Blog: Ambitious Arla sets out stall
Dean Best | 3 November 2008
Hidden among the mountain of third-quarter results last week, it was news of dairy giant Arla Foods' plans to shake up its global operations that really caught the eye.
After a wide-ranging review, Arla has laid out plans that it believes will strengthen the business and position it firmly among the sector's heavyweights. Investment in product innovation will double, its stable of brands will be consolidated (including the creation of a new, namesake brand) and markets including the US, Russia and China will win a greater share of Arla's spending. For a company the size of Arla, it is an ambitious strategy.

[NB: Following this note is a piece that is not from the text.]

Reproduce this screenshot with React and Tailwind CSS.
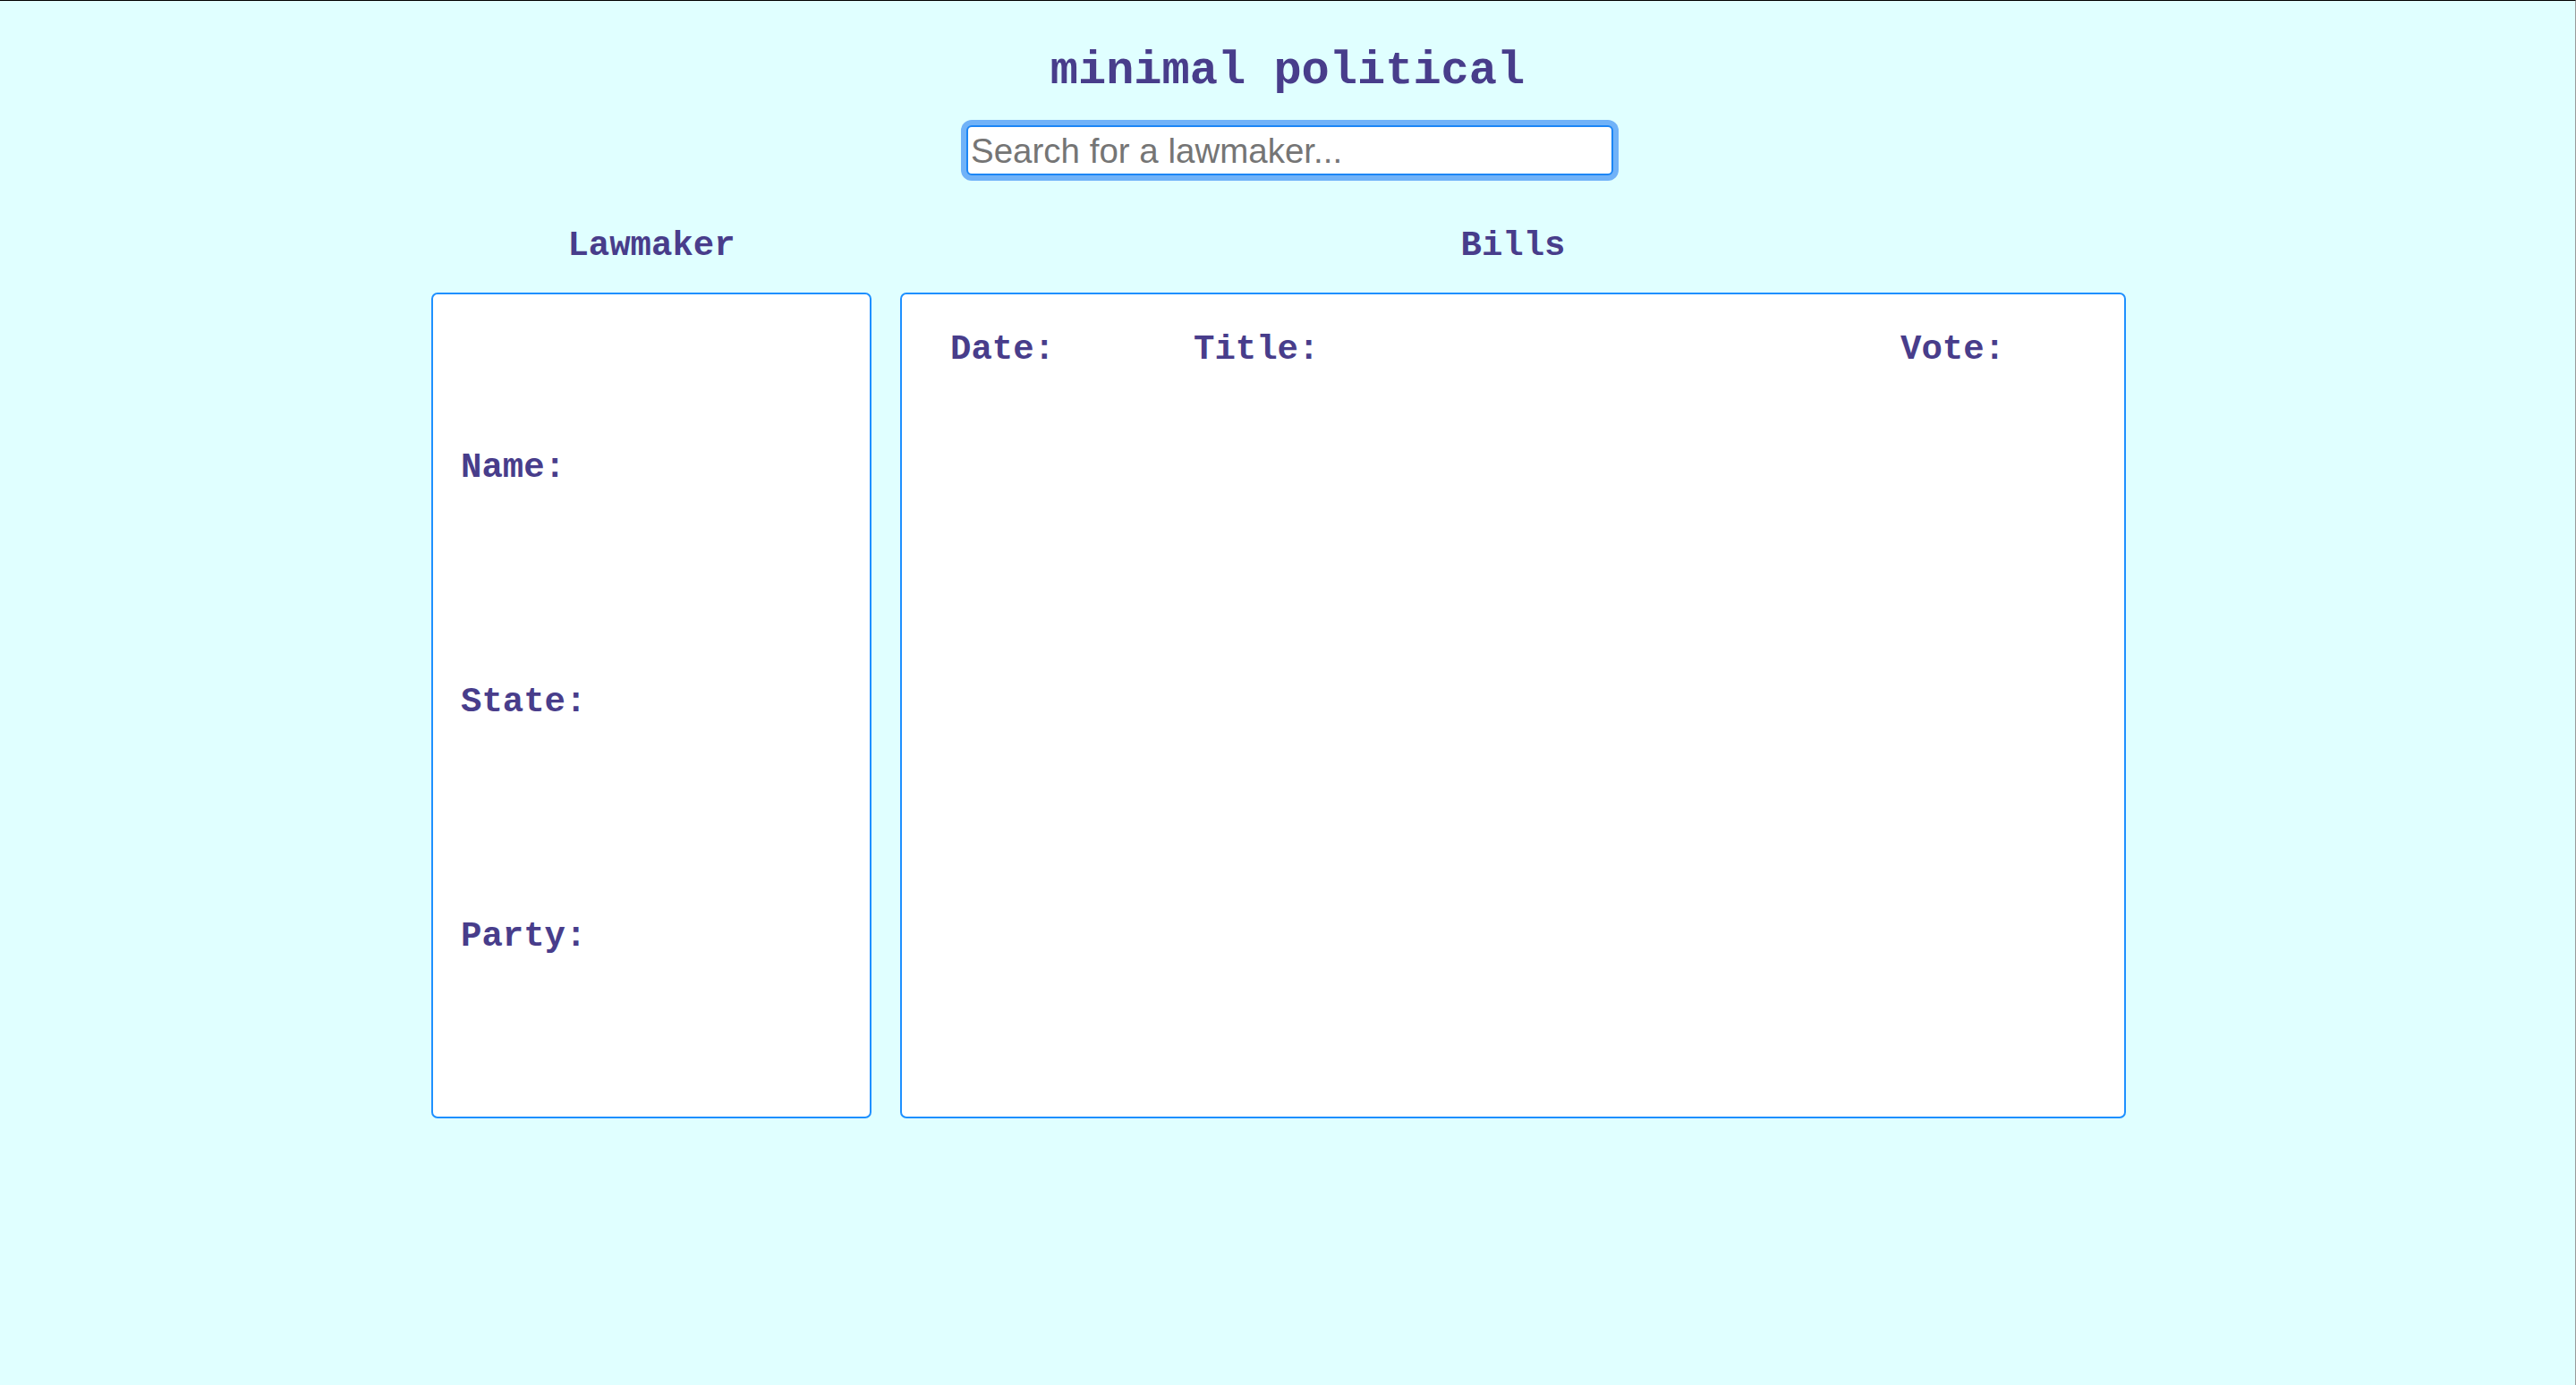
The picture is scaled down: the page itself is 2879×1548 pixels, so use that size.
export default function App() {
  return (
    <div className="min-h-screen bg-[#e0ffff] border-t border-t-black border-r border-r-[#9a9a9a] flex flex-col items-center font-['Liberation_Mono','Courier_New',monospace] font-bold text-[#483d8b]">
      <h1 className="mt-[53px] text-[52px] leading-none">minimal political</h1>
      <div className="mt-[34px] ml-[5px] rounded-[10px]">
        <input
          type="text"
          placeholder="Search for a lawmaker..."
          className="block w-[723px] h-[56px] bg-white border-2 border-[#1c86f5] rounded-[6px] ring-[6px] ring-[#70b2f8] pl-[3px] pr-[2px] pt-[2px] font-['Liberation_Sans',Arial,sans-serif] font-normal text-[38.5px] text-[#333] placeholder:text-[#757575] outline-none"
        />
      </div>
      <div className="mt-[60px] mr-[20px] flex gap-[32px]">
        <div className="w-[492px] flex flex-col items-center">
          <h2 className="text-[39px] leading-none">Lawmaker</h2>
          <div className="mt-[32px] w-full h-[923px] bg-white border-2 border-[#1e90ff] rounded-[7px] flex flex-col pt-[175px] pl-[31px] gap-[223px]">
            <div className="text-[39px] leading-none">Name:</div>
            <div className="text-[39px] leading-none">State:</div>
            <div className="text-[39px] leading-none">Party:</div>
          </div>
        </div>
        <div className="w-[1370px] flex flex-col items-center">
          <h2 className="text-[39px] leading-none">Bills</h2>
          <div className="mt-[32px] w-full h-[923px] bg-white border-2 border-[#1e90ff] rounded-[7px] pt-[43px] pl-[54px]">
            <div className="flex text-[39px] leading-none">
              <div className="w-[272px]">Date:</div>
              <div className="w-[790px]">Title:</div>
              <div>Vote:</div>
            </div>
          </div>
        </div>
      </div>
    </div>
  );
}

Outlining Arla's five-year plan, CEO Peder Tuborgh admitted the next phase of the company's history would be "an enormous challenge". However, he added: "It's not impossible for us to achieve our objectives and it is important for us to give our all and gain ground."
Arla's overhaul should be seen through the prism of the wider dairy sector. Dairy watchers believe the industry is ripe for further consolidation. The merger of Dutch groups Campina and Friesland Foods, once it wins EU approval, is expected to be the first in a number of such deals. Indeed, Arla intimated to just-food that it is eyeing tie-ups in Europe, so expect more changes on the dairy landscape in the months ahead.
The US food industry could be set to see something of a tidal-shift over the next year - at least in the way its products are labelled. A number of the country's largest food makers - including General Mills and ConAgra Foods - have signed up to the Smart Choices Program, a labelling scheme designed to give US consumers more information on the nutritional content of their food. The Smart Choices symbol and nutritional information will start appearing during the middle of next year and could herald a transformation in the way food is marketed in the US. Nevertheless, as ever, there will be questions as to how far a labelling initiative can solve such a multi-faceted issue as obesity.
One US company cutting down is Wal-Mart, which last week announced that it would cut capital spending on its domestic stores by a third this year and slow the pace of store openings. The world's largest retailer then signalled its belief in the potential of the emerging retail markets with plans to shift more capital towards faster-growing countries in the next five years. "You will see in the next five years more of a shift towards the emerging markets of the world," Mike Duke, Wal-Mart's vice president of international markets, told analysts last week. "Those markets like Brazil that we're really pleased with, and markets like China."
As ever, those emerging markets have been grabbing your attention in recent days. While a just-food research report highlighted the promise of China's packaged food and retail sectors, retailers in Russia caused some concern over their financial health as they navigate the stormy waters of the economic downturn with news of a multi-million dollar government support package. Could some of Russia's less robust retailers soon be picked off by a multinational?